In Donald McDonald, Jr., Administrator, 28 B.T.A. 64, we had before us the case of a taxpayer who acquired stock from his daughter-in-law at a price in excess of the fair market value thereof. The taxpayer paid a high price for the stock in order to help his daughter-in-law out of financial difficulties. In his income tax return the taxpayer claimed the right to deduct from gross income the difference between the price which he had paid the daughter-in-law for the stock and the price at which he sold it. We sustained the Commissioner in disallowing so much of the claimed loss as represented the difference between the selling price and the fair market value of the stock at the time it was acquired. In the course of our opinion we stated:
we think that they [the legislators] did not intend to allow a deduction for that part of the loss which resulted in this case from paying more than a fair price for the stock. The excess cost was paid for personal reasons, would not have been paid otherwise, and can not be the basis of a loss.

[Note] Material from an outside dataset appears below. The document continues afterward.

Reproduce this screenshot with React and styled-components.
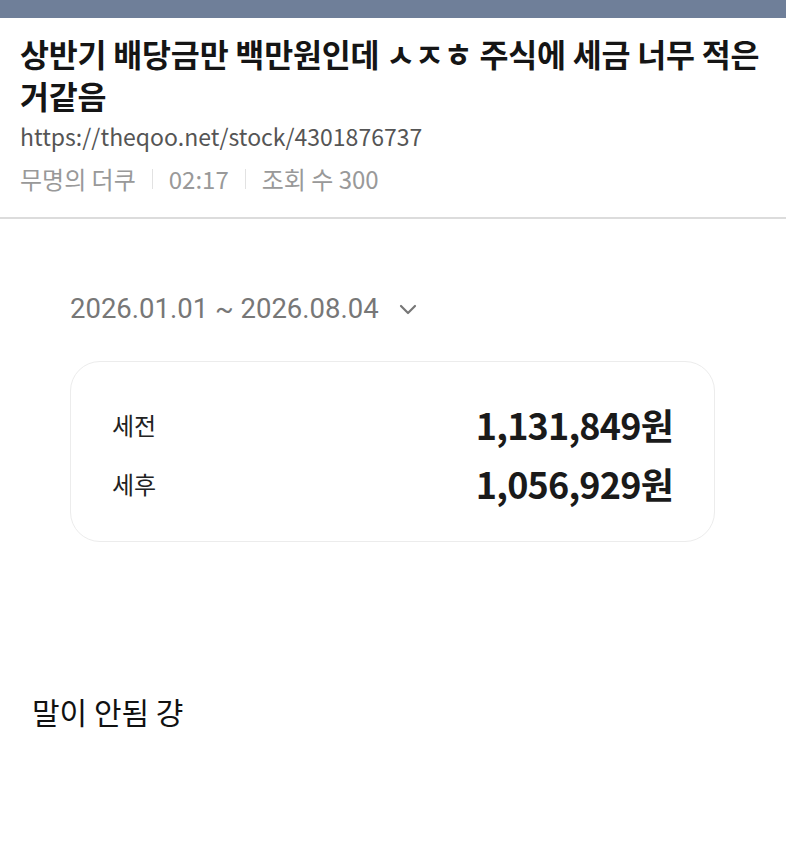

We think that the same reasoning is applicable in the proceeding at bar. The petitioner paid for the securities acquired from its subsidiaries an amount in excess of their fair market value for the purpose of bettering the financial condition of its subsidiaries. The substance of the transaction was a transfer by the petitioner to the subsidiaries of the excess of the price paid over the market value. That amount did not represent a part of the cost of the securities. We are of opinion that the only amount of loss which the petitioner is entitled to deduct from gross income is the difference between the fair market value of the securities at the date acquired and the price realized for them on their sale. Cf. Rubay Co., 9 B.T.A. 133.
Reviewed by the Board.
Judgment will be entered under Rule 50.